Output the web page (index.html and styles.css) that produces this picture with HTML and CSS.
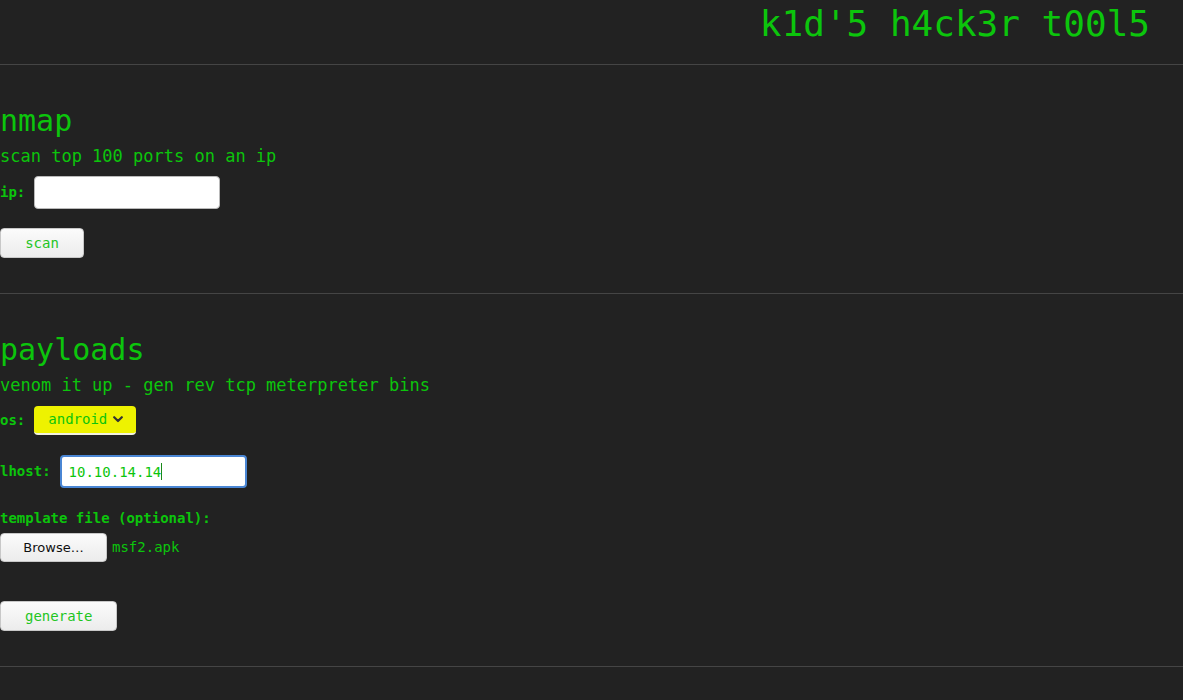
FILE: index.html
```html
<!DOCTYPE html>
<html>
<head>
<meta charset="utf-8">
<title>k1d'5 h4ck3r t00l5</title>
<link rel="stylesheet" href="styles.css">
</head>
<body>
<header class="top">
  <h1 class="brand">k1d'5 h4ck3r t00l5</h1>
</header>
<hr class="rule">
<section class="tool tool-nmap">
  <h2 class="tool-title">nmap</h2>
  <p class="tool-desc">scan top 100 ports on an ip</p>
  <div class="field field-first">
    <label class="lbl">ip:</label>
    <input class="txt" type="text">
  </div>
  <button class="btn btn-scan">scan</button>
</section>
<hr class="rule">
<section class="tool tool-payloads">
  <h2 class="tool-title">payloads</h2>
  <p class="tool-desc">venom it up - gen rev tcp meterpreter bins</p>
  <div class="field field-os">
    <label class="lbl">os:</label>
    <div class="sel">
      <span class="sel-text">android</span>
      <svg class="chev" width="10" height="7" viewBox="0 0 10 7"><path d="M1.2 1.2 L5 5 L8.8 1.2" fill="none" stroke="#333" stroke-width="2.2" stroke-linecap="round" stroke-linejoin="round"/></svg>
    </div>
  </div>
  <div class="field field-lhost">
    <label class="lbl">lhost:</label>
    <div class="txt txt-focus"><span>10.10.14.14</span><span class="caret"></span></div>
  </div>
  <div class="lbl lbl-block">template file (optional):</div>
  <div class="file-row">
    <button class="btn-browse">Browse…</button>
    <span class="file-name">msf2.apk</span>
  </div>
  <button class="btn btn-gen">generate</button>
</section>
<hr class="rule">
</body>
</html>
```
FILE: styles.css
```css
html, body {
  margin: 0;
  padding: 0;
  background: #222222;
}
body {
  font-family: "DejaVu Sans Mono", monospace;
  color: #0cc50c;
  width: 1183px;
  height: 700px;
  overflow: hidden;
}
.top {
  height: 64px;
  display: flex;
  justify-content: flex-end;
}
.brand {
  margin: 0;
  padding: 3px 33px 0 0;
  font-size: 36px;
  font-weight: normal;
  line-height: 42px;
  letter-spacing: 0;
}
.rule {
  margin: 0;
  border: 0;
  height: 1px;
  background: #454545;
}
.tool {
  display: flex;
  flex-direction: column;
  align-items: flex-start;
  padding: 38px 0 35px 0;
}
.tool-title {
  margin: 0;
  font-size: 30px;
  font-weight: normal;
  line-height: 36px;
}
.tool-desc {
  margin: 7px 0 0 0;
  font-size: 17px;
  line-height: 20px;
}
.field {
  display: flex;
  align-items: center;
  gap: 9px;
}
.field-first {
  margin-top: 10px;
}
.field-os {
  margin-top: 11px;
}
.field-lhost {
  margin-top: 20px;
}
.lbl {
  font-size: 14px;
  font-weight: bold;
  line-height: 17px;
}
.lbl-block {
  margin-top: 22px;
}
.txt {
  box-sizing: border-box;
  width: 186px;
  height: 33px;
  border: 1px solid #b9b9b9;
  border-radius: 4px;
  background: #ffffff;
  margin: 0;
  padding: 0 8px;
  font-family: "DejaVu Sans Mono", monospace;
  font-size: 14px;
  color: #0cc50c;
}
.txt-focus {
  width: 187px;
  border: 2px solid #4a86d4;
  display: flex;
  align-items: center;
  padding-left: 7px;
}
.caret {
  display: inline-block;
  width: 1px;
  height: 17px;
  background: #1a8a1a;
  margin-left: 0;
}
.sel {
  box-sizing: border-box;
  width: 102px;
  height: 29px;
  border-radius: 4px;
  background: #eef200;
  border-bottom: 2px solid #f2f2e0;
  display: flex;
  align-items: center;
  padding: 0 0 0 14px;
  font-size: 14px;
}
.sel-text {
  line-height: 17px;
}
.chev {
  margin-left: 6px;
}
.btn {
  box-sizing: border-box;
  height: 30px;
  border: 1px solid #c8c8c8;
  border-radius: 4px;
  background: linear-gradient(#fbfbfb, #ececec);
  font-family: "DejaVu Sans Mono", monospace;
  font-size: 14px;
  color: #1fc51f;
  padding: 0 24px;
  margin: 0;
}
.btn-scan {
  margin-top: 19px;
  width: 84px;
}
.btn-gen {
  margin-top: 39px;
  width: 117px;
}
.file-row {
  margin-top: 6px;
  display: flex;
  align-items: center;
  gap: 5px;
}
.btn-browse {
  box-sizing: border-box;
  width: 107px;
  height: 29px;
  border: 1px solid #c8c8c8;
  border-radius: 4px;
  background: linear-gradient(#fbfbfb, #ececec);
  font-family: "DejaVu Sans", sans-serif;
  font-size: 13px;
  color: #111111;
  margin: 0;
  padding: 0;
}
.file-name {
  font-size: 14px;
  line-height: 17px;
}
```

**TASK**
Copy each line above precisely, dropping the pictures.

**RESULT FOR THIS TASK**
Output the web page (index.html and styles.css) that produces this picture with HTML and CSS.
FILE: index.html
```html
<!DOCTYPE html>
<html>
<head>
<meta charset="utf-8">
<title>k1d'5 h4ck3r t00l5</title>
<link rel="stylesheet" href="styles.css">
</head>
<body>
<header class="top">
  <h1 class="brand">k1d'5 h4ck3r t00l5</h1>
</header>
<hr class="rule">
<section class="tool tool-nmap">
  <h2 class="tool-title">nmap</h2>
  <p class="tool-desc">scan top 100 ports on an ip</p>
  <div class="field field-first">
    <label class="lbl">ip:</label>
    <input class="txt" type="text">
  </div>
  <button class="btn btn-scan">scan</button>
</section>
<hr class="rule">
<section class="tool tool-payloads">
  <h2 class="tool-title">payloads</h2>
  <p class="tool-desc">venom it up - gen rev tcp meterpreter bins</p>
  <div class="field field-os">
    <label class="lbl">os:</label>
    <div class="sel">
      <span class="sel-text">android</span>
      <svg class="chev" width="10" height="7" viewBox="0 0 10 7"><path d="M1.2 1.2 L5 5 L8.8 1.2" fill="none" stroke="#333" stroke-width="2.2" stroke-linecap="round" stroke-linejoin="round"/></svg>
    </div>
  </div>
  <div class="field field-lhost">
    <label class="lbl">lhost:</label>
    <div class="txt txt-focus"><span>10.10.14.14</span><span class="caret"></span></div>
  </div>
  <div class="lbl lbl-block">template file (optional):</div>
  <div class="file-row">
    <button class="btn-browse">Browse…</button>
    <span class="file-name">msf2.apk</span>
  </div>
  <button class="btn btn-gen">generate</button>
</section>
<hr class="rule">
</body>
</html>
```
FILE: styles.css
```css
html, body {
  margin: 0;
  padding: 0;
  background: #222222;
}
body {
  font-family: "DejaVu Sans Mono", monospace;
  color: #0cc50c;
  width: 1183px;
  height: 700px;
  overflow: hidden;
}
.top {
  height: 64px;
  display: flex;
  justify-content: flex-end;
}
.brand {
  margin: 0;
  padding: 3px 33px 0 0;
  font-size: 36px;
  font-weight: normal;
  line-height: 42px;
  letter-spacing: 0;
}
.rule {
  margin: 0;
  border: 0;
  height: 1px;
  background: #454545;
}
.tool {
  display: flex;
  flex-direction: column;
  align-items: flex-start;
  padding: 38px 0 35px 0;
}
.tool-title {
  margin: 0;
  font-size: 30px;
  font-weight: normal;
  line-height: 36px;
}
.tool-desc {
  margin: 7px 0 0 0;
  font-size: 17px;
  line-height: 20px;
}
.field {
  display: flex;
  align-items: center;
  gap: 9px;
}
.field-first {
  margin-top: 10px;
}
.field-os {
  margin-top: 11px;
}
.field-lhost {
  margin-top: 20px;
}
.lbl {
  font-size: 14px;
  font-weight: bold;
  line-height: 17px;
}
.lbl-block {
  margin-top: 22px;
}
.txt {
  box-sizing: border-box;
  width: 186px;
  height: 33px;
  border: 1px solid #b9b9b9;
  border-radius: 4px;
  background: #ffffff;
  margin: 0;
  padding: 0 8px;
  font-family: "DejaVu Sans Mono", monospace;
  font-size: 14px;
  color: #0cc50c;
}
.txt-focus {
  width: 187px;
  border: 2px solid #4a86d4;
  display: flex;
  align-items: center;
  padding-left: 7px;
}
.caret {
  display: inline-block;
  width: 1px;
  height: 17px;
  background: #1a8a1a;
  margin-left: 0;
}
.sel {
  box-sizing: border-box;
  width: 102px;
  height: 29px;
  border-radius: 4px;
  background: #eef200;
  border-bottom: 2px solid #f2f2e0;
  display: flex;
  align-items: center;
  padding: 0 0 0 14px;
  font-size: 14px;
}
.sel-text {
  line-height: 17px;
}
.chev {
  margin-left: 6px;
}
.btn {
  box-sizing: border-box;
  height: 30px;
  border: 1px solid #c8c8c8;
  border-radius: 4px;
  background: linear-gradient(#fbfbfb, #ececec);
  font-family: "DejaVu Sans Mono", monospace;
  font-size: 14px;
  color: #1fc51f;
  padding: 0 24px;
  margin: 0;
}
.btn-scan {
  margin-top: 19px;
  width: 84px;
}
.btn-gen {
  margin-top: 39px;
  width: 117px;
}
.file-row {
  margin-top: 6px;
  display: flex;
  align-items: center;
  gap: 5px;
}
.btn-browse {
  box-sizing: border-box;
  width: 107px;
  height: 29px;
  border: 1px solid #c8c8c8;
  border-radius: 4px;
  background: linear-gradient(#fbfbfb, #ececec);
  font-family: "DejaVu Sans", sans-serif;
  font-size: 13px;
  color: #111111;
  margin: 0;
  padding: 0;
}
.file-name {
  font-size: 14px;
  line-height: 17px;
}
```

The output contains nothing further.